If this all seems abstract, think of it this way. Ignore your data model for the moment. Look at your dataflow diagram, and draw lines through it that partition the processes and databases into different regions. Each region is a different machine. If you draw a big central region that contains most of the databases and processes then you're probably imagining a client-server architecture. If you draw a moderate-sized region around each individual person and his or her own local data and processes then you're probably imagining a peer-to-peer architecture. Your regions can overlap, indicating that you are dividing up some of the databases between different machines and duplicating some of the processes accordingly. This makes more sense when you see it drawn on the whiteboard, and I'll do just that in class.

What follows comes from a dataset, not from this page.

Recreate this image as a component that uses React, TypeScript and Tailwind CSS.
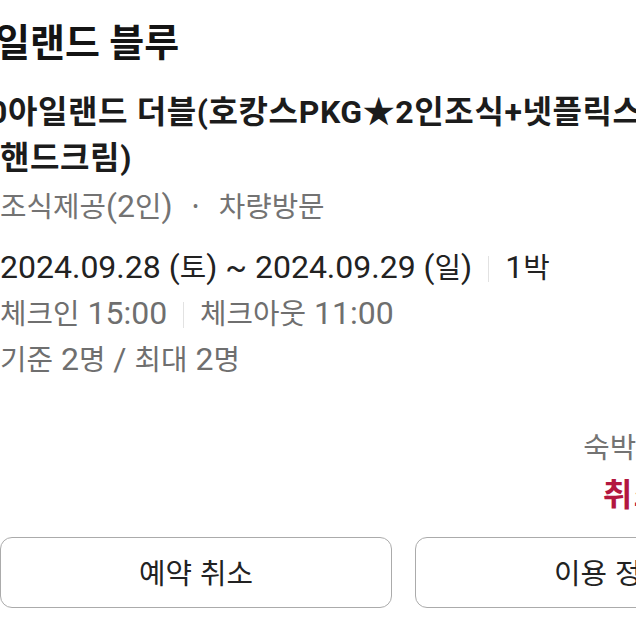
import React from 'react';

const HANGUL = /([\u3131-\u318E\uAC00-\uD7A3]+)/;

const K: React.FC<{ t: string }> = ({ t }) => (
  <>
    {t.split(HANGUL).map((part, i) =>
      i % 2 === 1 ? (
        <span key={i} className="text-[0.9em] leading-none">
          {part}
        </span>
      ) : (
        part
      )
    )}
  </>
);

const Divider = () => <span className="inline-block w-px h-[26px] bg-[#e2e2e2] mx-[16px] align-[-4px]" />;

export default function App() {
  return (
    <div className="w-[636px] h-[636px] overflow-hidden bg-white font-[Roboto,'Noto_Sans_CJK_KR',sans-serif]">
      <div className="w-[807px] pt-[20px]">
        {/* Room type */}
        <h1 className="-ml-[40px] text-[38px] leading-[46px] font-bold text-[#141414] whitespace-nowrap">
          아일랜드 블루
        </h1>

        {/* Product name */}
        <h2 className="mt-[23px] text-[32px] leading-[46px] font-bold tracking-[0.6px] text-[#1c1c1c]">
          <span className="block -ml-[11px] whitespace-nowrap">0아일랜드 더블(호캉스PKG★2인조식+넷플릭스+</span>
          <span className="block whitespace-nowrap">핸드크림)</span>
        </h2>

        <p className="mt-[2px] text-[32px] leading-[46px] text-[#737373] whitespace-nowrap">
          <K t="조식제공(2인)" />
          <span className="mx-[20px] text-[18px] align-[4px]">•</span>
          <K t="차량방문" />
        </p>

        {/* Stay info */}
        <div className="mt-[14px] text-[32px] leading-[46px] whitespace-nowrap">
          <p className="text-[#222]">
            <K t="2024.09.28 (토) ~ 2024.09.29 (일)" />
            <Divider />
            <K t="1박" />
          </p>
          <p className="text-[#6f6f6f]">
            <K t="체크인 15:00" />
            <Divider />
            <K t="체크아웃 11:00" />
          </p>
          <p className="text-[#6f6f6f]">
            <K t="기준 2명 / 최대 2명" />
          </p>
        </div>

        {/* Price / status */}
        <div className="mt-[42px] flex flex-col items-end pr-[40px] text-[32px] leading-[46px] whitespace-nowrap">
          <p className="text-[#737373]">
            <K t="숙박 98,000원" />
          </p>
          <p className="mt-[2px] font-bold tracking-[1.5px] text-[#b3173f]">취소 수수료</p>
        </div>

        {/* Actions */}
        <div className="mt-[19px] grid grid-cols-2 gap-[23px]">
          <button className="h-[71px] rounded-[12px] border-[1.5px] border-[#ababab] bg-white text-[32px] text-[#222]">
            <K t="예약 취소" />
          </button>
          <button className="h-[71px] rounded-[12px] border-[1.5px] border-[#ababab] bg-white text-[32px] text-[#222]">
            <K t="이용 정보" />
          </button>
        </div>
      </div>
    </div>
  );
}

Dividing the labor among different computers is still an abstract approach to service architecture. Along the way, you will have to make some more concrete decisions. First of all, what platforms is your service built on? This will include hardware platforms such as IBM-PC compatible personal computers, the Palm Pilot, WAP-enabled cell phones, and big mainframes operating as servers. You are welcome to posit new hardware platforms, much the way we did when designing for the Suitcase Layer in week 5. Remember that we are assuming the technological capabilities of ten years from now. Other platforms will be implemented in software, such as the World Wide Web, the Internet Protocol, and the Secure Sockets Layer. If you want to posit new software platforms then that's probably fine, but check with us first. Last week you invested much effort designing the visual appearance and physical form of people's interactions with your service, and now it is time to specify the guts of the devices that the people interact with.